Looking at the intersection environnment, our car agent performed poorly. We wanted it to move quickly through the intersection without any collisions, but in both videos that was not always the case. Because the car agent did not meet this goal, we can determine that our original reward incentive was not good for promoting risk-seeking (like speeding up through the intersection).
The car did not perform very well. How do we know? The green car (our agent) hardly moved across the intersection.
The car also did not perform very well. How do we know again? The green car (our agent) moved slowly across the intersection and ended up crashing into another car.
Here, we are looking at the roundabout environment, but again, our car agent performed quite poorly. In one video, it hardly moves, in another it crashes into a car, and in another it moves very slowly: three things opposite to our goal. And so, we can determine that our original reward incentive was bad at promoting good car performance and risk-seeking.

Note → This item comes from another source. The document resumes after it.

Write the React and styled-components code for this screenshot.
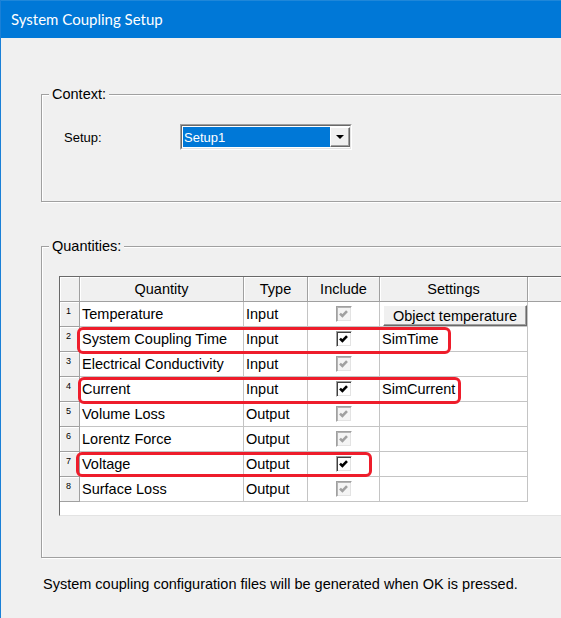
import styled, { createGlobalStyle } from "styled-components";

const UI_FONT = `"Liberation Sans", Arial, sans-serif`;

const GlobalStyle = createGlobalStyle`
  html, body {
    margin: 0;
    padding: 0;
    background: #f0f0f0;
  }
  body {
    overflow: hidden;
  }
`;

const rows = [
  { n: 1, name: "Temperature", type: "Input", checked: true, disabled: true, button: "Object temperature" },
  { n: 2, name: "System Coupling Time", type: "Input", checked: true, setting: "SimTime" },
  { n: 3, name: "Electrical Conductivity", type: "Input", checked: true, disabled: true },
  { n: 4, name: "Current", type: "Input", checked: true, setting: "SimCurrent" },
  { n: 5, name: "Volume Loss", type: "Output", checked: true, disabled: true },
  { n: 6, name: "Lorentz Force", type: "Output", checked: true, disabled: true },
  { n: 7, name: "Voltage", type: "Output", checked: true },
  { n: 8, name: "Surface Loss", type: "Output", checked: true, disabled: true },
];

// red annotation boxes drawn over the grid
const marks = [
  { x: 17, y: 50, w: 374, h: 27 },
  { x: 18, y: 100, w: 383, h: 27 },
  { x: 16, y: 175, w: 296, h: 25 },
];

const App = () => {
  return (
    <>
      <GlobalStyle />
      <Window>
        <TitleBar>System Coupling Setup</TitleBar>
        <Content>
          <GroupBox $top={48}>
            <Legend>Context:</Legend>
            <ContextBody>
              <FieldLabel>Setup:</FieldLabel>
              <ComboFrame>
                <ComboInner>
                  <ComboValue>Setup1</ComboValue>
                  <DropButton>
                    <Arrow />
                  </DropButton>
                </ComboInner>
              </ComboFrame>
            </ContextBody>
          </GroupBox>

          <GroupBox $top={36}>
            <Legend>Quantities:</Legend>
            <QuantitiesBody>
              <Grid>
                <HeaderCell />
                <HeaderCell>Quantity</HeaderCell>
                <HeaderCell>Type</HeaderCell>
                <HeaderCell>Include</HeaderCell>
                <HeaderCell>Settings</HeaderCell>
                <HeaderCell />

                {rows.map((r) => (
                  <Row key={r.n} r={r} />
                ))}

                <BlankRow />

                {marks.map((m, i) => (
                  <Mark key={i} $x={m.x} $y={m.y} $w={m.w} $h={m.h} />
                ))}
              </Grid>
            </QuantitiesBody>
          </GroupBox>

          <Footer>System coupling configuration files will be generated when OK is pressed.</Footer>
        </Content>
      </Window>
    </>
  );
};

const Row = ({ r }) => (
  <>
    <RowHeader>{r.n}</RowHeader>
    <Cell>{r.name}</Cell>
    <Cell>{r.type}</Cell>
    <Cell $center>
      <CheckBox $disabled={r.disabled}>
        {r.checked && (
          <svg width="9" height="8" viewBox="0 0 9 8">
            <path d="M1 3.6 L3.4 6 L8 1.2" fill="none" stroke="currentColor" strokeWidth="2.6" />
          </svg>
        )}
      </CheckBox>
    </Cell>
    <Cell>
      {r.button ? <CellButton>{r.button}</CellButton> : r.setting}
    </Cell>
    <Filler />
  </>
);

export default App;

const Window = styled.div`
  width: 561px;
  height: 618px;
  box-sizing: border-box;
  border-left: 1px solid #1a80d7;
  background: #f0f0f0;
  overflow: hidden;
  display: flex;
  flex-direction: column;
  font-family: ${UI_FONT};
  color: #000;
`;

const TitleBar = styled.div`
  flex: none;
  height: 38px;
  box-sizing: border-box;
  border-top: 1px solid #1f87d9;
  background: #0078d7;
  color: #fff;
  display: flex;
  align-items: center;
  padding: 0 0 1px 10px;
  font-family: Lato, "Open Sans", sans-serif;
  font-size: 15px;
`;

const Content = styled.div`
  display: flex;
  flex-direction: column;
  padding-left: 40px;
`;

const GroupBox = styled.fieldset`
  flex: none;
  margin: ${(p) => p.$top}px 0 0;
  padding: 0;
  min-width: 0;
  width: 560px;
  box-sizing: border-box;
  border: 1px solid #a0a0a0;
  box-shadow: inset 1px 1px 0 #fff, 1px 1px 0 #fff;
`;

const Legend = styled.legend`
  margin-left: 7px;
  padding: 0 3px;
  background: #f0f0f0;
  font-size: 14.5px;
  line-height: 17px;
`;

const ContextBody = styled.div`
  display: flex;
  align-items: center;
  padding: 21px 0 51px 22px;
`;

const FieldLabel = styled.span`
  width: 116px;
  font-size: 13px;
`;

const ComboFrame = styled.div`
  width: 172px;
  height: 26px;
  box-sizing: border-box;
  border: 1px solid;
  border-color: #a0a0a0 #fff #fff #a0a0a0;
`;

const ComboInner = styled.div`
  height: 100%;
  box-sizing: border-box;
  border: 1px solid;
  border-color: #696969 #e3e3e3 #e3e3e3 #696969;
  background: #fff;
  padding: 1px 0 1px 1px;
  display: flex;
`;

const ComboValue = styled.div`
  flex: 1;
  background: #0078d7;
  color: #fff;
  font-size: 13px;
  display: flex;
  align-items: center;
  padding-left: 1px;
`;

const DropButton = styled.div`
  width: 20px;
  box-sizing: border-box;
  background: #f0f0f0;
  border: 1px solid;
  border-color: #fff #696969 #696969 #fff;
  box-shadow: inset -1px -1px 0 #a0a0a0;
  display: flex;
  align-items: center;
  justify-content: center;
`;

const Arrow = styled.span`
  width: 0;
  height: 0;
  border-left: 4px solid transparent;
  border-right: 4px solid transparent;
  border-top: 4px solid #000;
`;

const QuantitiesBody = styled.div`
  padding: 21px 0 41px 17px;
`;

const Grid = styled.div`
  position: relative;
  width: 520px;
  box-sizing: border-box;
  display: grid;
  grid-template-columns: 20px 164px 64px 72px 148px 1fr;
  grid-template-rows: repeat(9, 25px) 13px;
  background: #fff;
  border-top: 1px solid #696969;
  border-left: 1px solid #696969;
  border-bottom: 1px solid #e3e3e3;
  font-size: 14.5px;
`;

const HeaderCell = styled.div`
  box-sizing: border-box;
  background: #f0f0f0;
  border-right: 1px solid #a0a0a0;
  border-bottom: 1px solid #a0a0a0;
  box-shadow: inset 1px 1px 0 #fff;
  display: flex;
  align-items: center;
  justify-content: center;
  white-space: nowrap;
`;

const RowHeader = styled.div`
  box-sizing: border-box;
  background: #f0f0f0;
  border-right: 1px solid #a0a0a0;
  border-bottom: 1px solid #a0a0a0;
  box-shadow: inset 1px 1px 0 #fff;
  font-size: 9px;
  line-height: 10px;
  padding: 4px 0 0 6px;
`;

const Cell = styled.div`
  box-sizing: border-box;
  border-right: 1px solid #c4c4c4;
  border-bottom: 1px solid #c4c4c4;
  display: flex;
  align-items: ${(p) => (p.$center ? "center" : "stretch")};
  justify-content: ${(p) => (p.$center ? "center" : "flex-start")};
  padding-left: ${(p) => (p.$center ? 0 : 2)}px;
  line-height: 25px;
  white-space: nowrap;
  overflow: hidden;
`;

const Filler = styled.div``;

const BlankRow = styled.div`
  grid-column: 1 / -1;
`;

const CheckBox = styled.span`
  width: 16px;
  height: 16px;
  box-sizing: border-box;
  border: 1px solid;
  border-color: #a0a0a0 #fff #fff #a0a0a0;
  box-shadow: inset 1px 1px 0 ${(p) => (p.$disabled ? "#b4b4b4" : "#404040")},
    inset -1px -1px 0 #e3e3e3;
  background: ${(p) => (p.$disabled ? "#f4f4f4" : "#fff")};
  color: ${(p) => (p.$disabled ? "#a0a0a0" : "#000")};
  display: flex;
  align-items: center;
  justify-content: center;
`;

const CellButton = styled.div`
  margin: 3px 0 0 1px;
  width: 144px;
  height: 21px;
  box-sizing: border-box;
  background: #f0f0f0;
  border: 1px solid;
  border-color: #fff #696969 #696969 #fff;
  box-shadow: inset -1px -1px 0 #a0a0a0;
  display: flex;
  align-items: center;
  justify-content: center;
  line-height: 18px;
`;

const Mark = styled.div`
  position: absolute;
  left: ${(p) => p.$x}px;
  top: ${(p) => p.$y}px;
  width: ${(p) => p.$w}px;
  height: ${(p) => p.$h}px;
  box-sizing: border-box;
  border: 3px solid #ee1d2b;
  border-radius: 6px;
  pointer-events: none;
`;

const Footer = styled.div`
  margin: 18px 0 0 2px;
  font-size: 14.5px;
  line-height: 17px;
  white-space: nowrap;
`;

So, getting to our question...
If we change our cars' reward incentive, can we make it reach our goal (to drive quickly through the roundabout/intersection)?
We tested this out by exponentiating our rewards!
Here's our process and outcome:
Exponentiating involves raising e to the power of our current rewards times β (beta: some factor that you choose).
For our roundabout environment, we can clearly see how it improved from before exponentiating to after, not only did it move much faster, but it avoid collisions better and was able to change lanes very well.
After exponentiating
In this multi-agent version of the intersection, two cars controlled by different agents must go straight through an intersection. They get a penalty for crashing and a reward for arriving at the other side.
The regular agent is too risk-averse: It brakes and doesn't go through the intersection.
However, as the exponentiated agent is more risk seeking, it is able to successfully navigate the intersection.